Je propose donc à M. Murat de retirer son sous-amendement, faute de quoi la commission émettra sur ce dernier un avis défavorable.
M. le président. Le sous-amendement n° 31 rectifié est-il maintenu, monsieur Murat ?
M. Bernard Murat. Je préfère la présomption d'innocence à la présomption de culpabilité ! Je retire donc mon sous-amendement. (Sourires.)
M. le président. Le sous-amendement n° 31 rectifié est retiré.
Quel est l'avis du Gouvernement sur l'amendement n° 2 rectifié ?
Mme Marie-George Buffet, ministre de la jeunesse et des sports. Je regrette que vous ayez retiré votre sous-amendement, car j'allais vous appuyer, monsieur le sénateur ! (Sourires.)
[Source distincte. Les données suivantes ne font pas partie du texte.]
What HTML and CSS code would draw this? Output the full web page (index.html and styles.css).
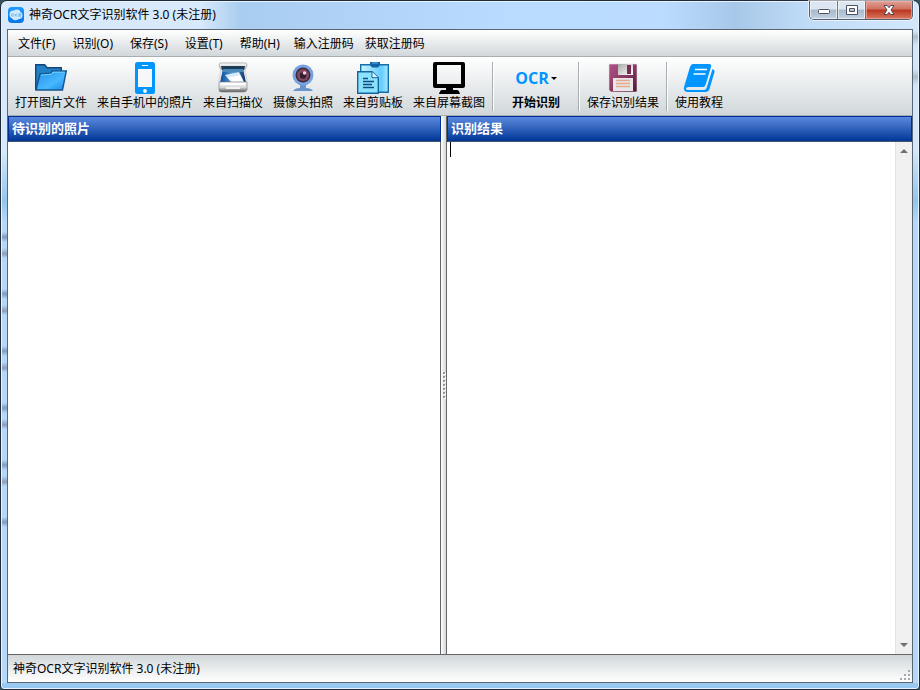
FILE: index.html
```
<!DOCTYPE html>
<html lang="zh-CN">
<head>
<meta charset="utf-8">
<title>神奇OCR文字识别软件 3.0 (未注册)</title>
<link rel="stylesheet" href="styles.css">
</head>
<body>
<div class="window">
  <header class="titlebar">
    <svg class="logo" viewBox="0 0 16 16" aria-hidden="true">
      <defs><linearGradient id="logoBlue" x2="0" y2="1"><stop stop-color="#1e9bff"/><stop offset="1" stop-color="#0675e8"/></linearGradient></defs>
      <rect width="16" height="16" rx="4" fill="url(#logoBlue)"/>
      <circle cx="5.5" cy="7.5" r="4" fill="#cfeaff"/><circle cx="9" cy="6" r="3.6" fill="#cfeaff"/><circle cx="11" cy="8.5" r="3.4" fill="#cfeaff"/><circle cx="7.5" cy="9.5" r="3.8" fill="#cfeaff"/>
      <g fill="none" stroke="#5cb2f5" stroke-width=".8"><circle cx="4.6" cy="8" r="1.3"/><path d="M9.4 7H7.600v2h1.800M11 10V6.800h1.600v1.600H11l1.800 1.600"/></g>
    </svg>
    <h1 class="title">神奇OCR文字识别软件 3.0 (未注册)</h1>
    <div class="controls">
      <button class="control" type="button" aria-label="最小化"><svg viewBox="0 0 14 12"><rect x="1.500" y="5.500" width="11" height="4" rx="1" fill="#fff" stroke="#4a5264"/></svg></button>
      <button class="control" type="button" aria-label="最大化"><svg viewBox="0 0 14 12"><path fill="#fff" fill-rule="evenodd" stroke="#4a5264" d="M1.500 1.500h11v9h-11zM4.500 4.500v3h5v-3z"/></svg></button>
      <button class="control close" type="button" aria-label="关闭"><svg viewBox="0 0 14 12"><path fill="#fff" stroke="#4f4653" d="M2 1.500h3.200L7 3.700l1.800-2.200H12L9 6l3 4.500H8.800L7 8.300l-1.800 2.200H2L5 6z"/></svg></button>
    </div>
  </header>

  <main class="client">
    <nav class="menubar">
      <button type="button">文件(F)</button>
      <button type="button">识别(O)</button>
      <button type="button">保存(S)</button>
      <button type="button">设置(T)</button>
      <button type="button">帮助(H)</button>
      <button type="button" class="tight">输入注册码</button>
      <button type="button" class="tight">获取注册码</button>
    </nav>

    <div class="toolbar" role="toolbar">
      <button class="tool" type="button">
        <svg viewBox="0 0 32 32" aria-hidden="true">
          <defs><linearGradient id="folder" x2="1" y2="1"><stop stop-color="#2090e8"/><stop offset=".6" stop-color="#48b8ff"/><stop offset="1" stop-color="#1686e8"/></linearGradient></defs>
          <path d="M.7 28V2.700h9l2.300 3h14.300V11" fill="#2181c4" stroke="#15457a" stroke-width="1.400"/>
          <path d="M1 28 5 12l11-.8 1-2.200h14.300L27.500 28z" fill="url(#folder)" stroke="#15558f" stroke-width="1.400"/>
          <path d="M6 13l10.700-.8 1-2h12" fill="none" stroke="#73d4ff"/>
        </svg>
        <span>打开图片文件</span>
      </button>
      <button class="tool" type="button">
        <svg viewBox="0 0 32 32" aria-hidden="true">
          <rect x="6" width="20" height="32" rx="2.500" fill="#0095ff"/><path d="M9 7h14v18H9z" fill="#f5f7f8"/><path d="M13 3h6v1h-6z" fill="#fff"/><circle cx="16" cy="29" r="1.900" fill="#fff"/>
        </svg>
        <span>来自手机中的照片</span>
      </button>
      <button class="tool" type="button">
        <svg viewBox="0 0 32 32" aria-hidden="true">
          <defs><linearGradient id="lid" x2="0" y2="1"><stop stop-color="#fff"/><stop offset="1" stop-color="#b4b7bb"/></linearGradient><linearGradient id="metal" x2="0" y2="1"><stop stop-color="#fff"/><stop offset=".55" stop-color="#d4d5d7"/><stop offset="1" stop-color="#555"/></linearGradient><linearGradient id="glass" x2="1"><stop stop-color="#0d4c9b"/><stop offset=".5" stop-color="#5a9fda"/><stop offset="1" stop-color="#0a3263"/></linearGradient></defs>
          <path d="M4 1h24q2 0 2 2l-1 3q-1 2-2 2H5Q4 8 3 6L2 3q0-2 2-2z" fill="url(#lid)" stroke="#999" stroke-width=".7"/>
          <path d="M4 4h24l-1 4H5z" fill="#1d3c58"/><path d="M6 7h20l3 13H3z" fill="url(#glass)"/><path d="M6 7h20l.5 3h-21z" fill="#4c88b8"/><path d="M8 13l14-3 5 10H14z" fill="#d9eafa"/><path d="M11 16l12-3 3 6-11 1z" fill="#fff"/>
          <path d="M4 8 2 20M28 8l2 12" stroke="#dedfe1" stroke-width="2"/>
          <path d="M2 20h28v8q-1 2-3 2H5q-3 0-3-2z" fill="url(#metal)" stroke="#888" stroke-width=".7"/><path d="M4 21h24v2H4z" fill="#fff"/><path d="M9 25h14v2H9z" fill="#f1f1f1"/>
        </svg>
        <span>来自扫描仪</span>
      </button>
      <button class="tool" type="button">
        <svg viewBox="0 0 32 32" aria-hidden="true">
          <path d="M13 22h6v4q5 0 7 3H6q2-3 7-3z" fill="#6993cb"/><circle cx="16" cy="13" r="10.500" fill="#76a3df"/><circle cx="16" cy="13" r="7.500" fill="#3d2938"/><circle cx="16" cy="13" r="6" fill="#804866"/><circle cx="16" cy="13.500" r="3.200" fill="#341d2c"/><circle cx="17.500" cy="11" r="1.700" fill="#f0d3e0"/>
        </svg>
        <span>摄像头拍照</span>
      </button>
      <button class="tool" type="button">
        <svg viewBox="0 0 32 32" aria-hidden="true">
          <defs><linearGradient id="board" x2="1"><stop stop-color="#c8f4ff"/><stop offset=".75" stop-color="#66ccff"/><stop offset="1" stop-color="#a9eaff"/></linearGradient></defs>
          <path d="M3.700 2.700h27.600v27.600H3.700z" fill="url(#board)" stroke="#176da5" stroke-width="1.400"/><path d="M13 0h10v3l-2 2.500h-6L13 3z" fill="#1261a5"/><path d="M15 1h6" stroke="#58b5e8"/>
          <path d="M.7 9.700H15l6.300 6v15.600H.7z" fill="#8be2ff" stroke="#13659f" stroke-width="1.400"/><path d="M15 9.700v6h6.300" fill="#dfffff" stroke="#13659f"/><path d="M6 16.500h5M6 19.500h11M6 22.500h9M6 25.500h11" stroke="#104d85" stroke-width="1.300"/>
        </svg>
        <span>来自剪贴板</span>
      </button>
      <button class="tool" type="button">
        <svg viewBox="0 0 32 32" aria-hidden="true">
          <path fill="#000" fill-rule="evenodd" d="M2 0h28q2 0 2 2v22q0 2-2 2H20v2h4q2 0 3 4H6q1-4 3-4h4v-2H2q-2 0-2-2V2Q0 0 2 0zm2 3v19h24V3z"/>
        </svg>
        <span>来自屏幕截图</span>
      </button>
      <span class="separator"></span>
      <button class="tool start" type="button">
        <strong class="ocr">OCR<i class="arrow"></i></strong>
        <span>开始识别</span>
      </button>
      <span class="separator"></span>
      <button class="tool" type="button">
        <svg viewBox="0 0 32 32" aria-hidden="true">
          <defs><linearGradient id="disk" x2="1" y2="1"><stop stop-color="#b05487"/><stop offset=".5" stop-color="#8b3b65"/><stop offset="1" stop-color="#4c1733"/></linearGradient><linearGradient id="shutter" x2="1" y2="1"><stop stop-color="#aaa"/><stop offset="1" stop-color="#fff"/></linearGradient></defs>
          <path d="M3 2h26q1 0 1 1v26q0 1-1 1H4l-2-2V3q0-1 1-1z" fill="url(#disk)" stroke="#e8dce2" stroke-width=".6"/><path d="M11 2h15v11H11z" fill="url(#shutter)"/><path d="M20 3h4v9h-4z" fill="#7a2c55"/><path d="M6 16h20v13H6z" fill="#e8e6e8"/><path d="M9 18.500h14M9 21.500h14M9 24.500h14" stroke="#e5a98c" stroke-width="1.400"/>
        </svg>
        <span>保存识别结果</span>
      </button>
      <span class="separator"></span>
      <button class="tool" type="button">
        <svg viewBox="0 0 32 32" aria-hidden="true">
          <path d="M10 2h16q3 0 2 3l-5.500 18q-.5 2-2.500 2H6q-3 0-3 1.500T6 28h15q2 0 2.600-2L29.500 7q2.500 1 2 3l-5 17q-1 3-4 3H5q-5 0-4-5L7 5q1-3 3-3z" fill="#0095ff"/><path d="M12 7.500h12M10.500 12h12" stroke="#fff" stroke-width="1.700"/>
        </svg>
        <span>使用教程</span>
      </button>
    </div>

    <div class="panels">
      <section class="panel">
        <h2>待识别的照片</h2>
        <div class="photos"></div>
      </section>
      <div class="splitter"><i></i><i></i><i></i><i></i><i></i><i></i><i></i></div>
      <section class="panel">
        <h2><label for="result">识别结果</label></h2>
        <div class="editor">
          <textarea id="result"></textarea>
          <span class="caret"></span>
          <div class="scrollbar">
            <button type="button" aria-label="向上滚动"><svg viewBox="0 0 8 4"><path d="M4 0l4 4H0z" fill="#707070"/></svg></button>
            <button type="button" aria-label="向下滚动"><svg viewBox="0 0 8 4"><path d="M0 0h8L4 4z" fill="#707070"/></svg></button>
          </div>
        </div>
      </section>
    </div>

    <footer class="status">
      <span>神奇OCR文字识别软件 3.0 (未注册)</span>
      <svg class="grip" viewBox="0 0 10 10" aria-hidden="true"><path fill="#a6a9ac" d="M8 0h2v2H8zM4 4h2v2H4zM8 4h2v2H8zM0 8h2v2H0zM4 8h2v2H4zM8 8h2v2H8z"/></svg>
    </footer>
  </main>
</div>
</body>
</html>
```
FILE: styles.css
```
* { box-sizing: border-box; }

body {
  margin: 0;
  background: #35545c;
  color: #000;
  font: 12px/16px "Noto Sans", "Noto Sans CJK SC", sans-serif;
}

button {
  margin: 0;
  padding: 0;
  border: 0;
  background: none;
  color: inherit;
  font: inherit;
}

svg { display: block; }

.window {
  display: flex;
  flex-direction: column;
  height: 100vh;
  padding: 0 6px 6px;
  border: 1px solid #202a38;
  border-radius: 7px 7px 4px 4px;
  box-shadow: inset 0 0 0 1px #e5f4ff;
  background:
    linear-gradient(#99c8f0, #99c8f0) bottom / 100% 6px no-repeat,
    repeating-linear-gradient(#b8d8f800 0 31px, #8099c0 36px, #b8d8f800 41px 47px, #8b9eb8 53px, #b8d8f800 57px) 0 200px / 6px 330px no-repeat,
    linear-gradient(#8d9aaa00 30px, #8d9aaa88 36px, #8d9aaa00 44px 68px, #8d9aaa88 76px, #8d9aaa00 84px) right / 6px 100% no-repeat,
    linear-gradient(#b5d7f800 28px, #b5d7f800 150px, #91c6ef 200px, #b5d7f8 220px),
    linear-gradient(90deg, #d7e9fa 0, #d7e9fa 200px, #a9cdf0 240px, #b8dbff 55%, #bbdcff 72%, #a7c8e8 80%, #c0dcf7 88%, #d3e7fb);
}

.titlebar {
  display: flex;
  align-items: center;
  flex: none;
  height: 28px;
  padding-left: 1px;
}

.logo { width: 16px; height: 16px; }

.title {
  flex: 1;
  margin: 0 0 0 5px;
  font-size: 12px;
  font-weight: 400;
}

.controls {
  display: flex;
  align-self: flex-start;
  height: 19px;
  border: 1px solid #535d70;
  border-top: 0;
  border-radius: 0 0 5px 5px;
  box-shadow: 0 0 0 1px #ffffff99;
  overflow: hidden;
}

.control {
  display: grid;
  place-items: center;
  width: 28px;
  border-right: 1px solid #68758a;
  box-shadow: inset 0 0 0 1px #ffffff99;
  background: linear-gradient(#dce6f2 0 45%, #a9b9cc 50%, #c1d2e4);
}

.control svg { width: 14px; height: 12px; }

.control.close {
  width: 46px;
  border: 0;
  box-shadow: inset 0 0 0 1px #f3b8aa99;
  background: linear-gradient(#dfa298, #d0705f 45%, #b93620 50%, #d87860);
}

.client {
  display: flex;
  flex: 1;
  flex-direction: column;
  min-height: 0;
  border: 1px solid #5c6670;
  background: #dce1e3;
}

.menubar {
  display: flex;
  align-items: center;
  flex: none;
  gap: 1px;
  height: 27px;
  padding: 2px 0 0 2px;
  border-bottom: 1px solid #a9adaf;
  background: linear-gradient(#fff, #d1d7da);
}

.menubar button { padding: 0 8px; }
.menubar button.tight { padding: 0 5px; }

.toolbar {
  display: flex;
  flex: none;
  height: 59px;
  padding-left: 2px;
  border-bottom: 1px solid #a9adaf;
  background: linear-gradient(#fff, #d1d7da);
}

.tool {
  display: flex;
  flex-direction: column;
  align-items: center;
  gap: 1px;
  padding: 5px 5px 0;
  white-space: nowrap;
}

.tool svg { width: 32px; height: 32px; }

.start {
  width: 80px;
  font-weight: 700;
}

.ocr {
  display: flex;
  align-items: center;
  gap: 2px;
  height: 32px;
  color: #0095ff;
  font-family: "Open Sans", sans-serif;
  font-size: 16px;
  font-weight: 700;
}

.arrow {
  border: 3px solid transparent;
  border-top-color: #000;
  border-bottom: 0;
}

.separator {
  flex: none;
  width: 2px;
  height: 49px;
  margin: 5px 2px 0;
  border-left: 1px solid #a9adaf;
  border-right: 1px solid #fff;
}

.panels {
  display: grid;
  grid-template-columns: 433fr 6px 465fr;
  flex: 1;
  min-height: 0;
}

.panel {
  display: flex;
  flex-direction: column;
  min-width: 0;
}

.panel h2 {
  flex: none;
  height: 26px;
  margin: 0;
  padding: 0 3px;
  border: 1px solid #002d96;
  border-bottom-color: #47536b;
  background: linear-gradient(#5a8ade, #023796);
  color: #fff;
  font-size: 13px;
  font-weight: 700;
  line-height: 22px;
}

.photos {
  flex: 1;
  border-right: 1px solid #666;
  background: #fff;
}

.splitter {
  display: flex;
  flex-direction: column;
  align-items: center;
  justify-content: center;
  gap: 2px;
  border-right: 1px solid #666;
  background: linear-gradient(90deg, #fff, #d1d7da);
}

.splitter i {
  width: 2px;
  height: 2px;
  background: #999;
  box-shadow: 1px 1px #fff;
}

.editor {
  position: relative;
  display: flex;
  flex: 1;
  min-height: 0;
}

.editor textarea {
  flex: 1;
  min-width: 0;
  padding: 1px 4px;
  border: 0;
  outline: 0;
  resize: none;
  background: #fff;
  font: inherit;
}

.caret {
  position: absolute;
  top: 0;
  left: 3px;
  width: 1px;
  height: 15px;
  background: #000;
}

.scrollbar {
  display: flex;
  flex-direction: column;
  justify-content: space-between;
  width: 17px;
  border-left: 1px solid #e3e3e3;
  background: #f0f0f0;
}

.scrollbar button {
  display: grid;
  place-items: center;
  height: 18px;
}

.scrollbar svg { width: 8px; height: 4px; }

.status {
  display: flex;
  align-items: center;
  justify-content: space-between;
  flex: none;
  height: 28px;
  padding: 0 2px 0 5px;
  border-top: 1px solid #666;
  background: linear-gradient(#d1d7da, #fff);
}

.grip {
  align-self: flex-end;
  width: 10px;
  height: 10px;
  margin-bottom: 2px;
}
```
S'agissant de l'amendement n° 2 rectifié, je crois que les paragraphes II, III et IV amélioreraient le texte du projet de loi et pourraient donc constituer une bonne base pour la commission mixte paritaire.
En revanche, je me prononcerai contre le dessaisissement des fédérations. Il me semble en effet que le mouvement sportif français est capable d'assumer ses responsabilités et qu'il souhaite le faire en complémentarité avec l'Etat ; il peut jouer un rôle de premier plan pour moraliser la profession d'agent.
L'aspect international, qui vient d'être soulevé, a également son importance. Il faut absolument que les fédérations soient comptables de leurs décisions, même si le ministère apparaît comme un lieu d'appel par rapport aux contentieux qui pourraient survenir.
Le Gouvernement est donc défavorable à l'amendement n° 2 rectifié. M. le président. Je vais mettre aux voix l'amendement n° 2 rectifié.
Mme Hélène Luc. Je demande la parole pour explication de vote.
M. le président. La parole est à Mme Luc.
Mme Hélène Luc. Monsieur le président, madame la ministre, mes chers collègues, l'article 7 est d'une extrême importance puisqu'il vise à compléter la proposition de loi sur le statut des clubs en moralisant la profession d'intermédiaire.
De fait, il s'agit de moraliser une profession qui, ces dernières années, a semblé faire prévaloir dans un certain nombre de cas des intérêts commerciaux assez peu conformes aux intérêts des clubs, des sportifs et du mouvement sportif dans son ensemble.
Le dispositif que nous propose cet article tend, conformément à la position que nous avions soutenue lors de l'examen du projet de loi sur le dopage, à permettre une plus grande responsabilisation des fédérations sportives délégataires, lesquelles se voient confier un certain nombre de prérogatives, dont la préservation des intérêts des sportifs.
Certes, dans le cadre de l'application de l'article 7 du présent projet de loi, une réflexion - qui n'est pas fondamentalement différente de celle qui est conduite dans notre pays et par vous, madame la ministre, en matière de dopage -, doit être menée afin d'harmoniser les règles qu'il institue avec celles qui sont en vigueur chez nos différents partenaires. Il s'agit là d'un pari qui, d'une certaine manière, est intéressant !
La commission propose, elle, de revenir sur cette disposition en prévoyant une stricte compétence du ministère de la jeunesse et des sports. Peut-être n'est-ce pas la meilleure manière de responsabiliser l'ensemble du mouvement sportif sur des enjeux importants de moralisation du sport face aux puissances de l'argent !
En conséquence, notre groupe votera contre l'amendement qui nous est proposé. M. Serge Lagauche. Je demande la parole pour explication de vote.
M. le président. La parole est à M. Lagauche.
M. Serge Lagauche. Nous partageons le point de vue de Mme la ministre sur le paragraphe I du texte proposé pour l'article 15-2 de la loi de 1984 par l'amendement n° 2 rectifié, contre lequel nous voterons donc.
M. Bernard Murat. Je demande la parole pour explication de vote.
M. le président. La parole est à M. Murat.
M. Bernard Murat. Sans revenir, bien sûr, sur ce que j'ai dit, je veux donner lecture d'une note, susceptible d'éclairer le débat, retraçant les propos tenus par M. Pape Diouf, agent agréé de la FIFA réputé pour ses contrats sur le continent africain. Cet agent souligne : « Les transferts les plus spectaculaires frappent les esprits, mais il ne faut pas réduire le problème à un seul cas ». Il ajoute, à propos des agents sans licence : « Sans vouloir mettre tout le monde dans le même sac, le secrétaire général de la FIFA estime que "souvent les agents sont des gens qui n'ont pas les connaissances nécessaires et recherchent la meilleure commission possible". »
Pour ma part, je m'abstiendrai sur l'amendement de la commission.
M. le président. Personne ne demande plus la parole ?...
Je mets aux voix l'amendement n° 2 rectifié, repoussé par le Gouvernement.

(L'amendement est adopté.)
M. le président. Personne ne demande la parole ?...
Je mets aux voix l'article 7, ainsi modifié.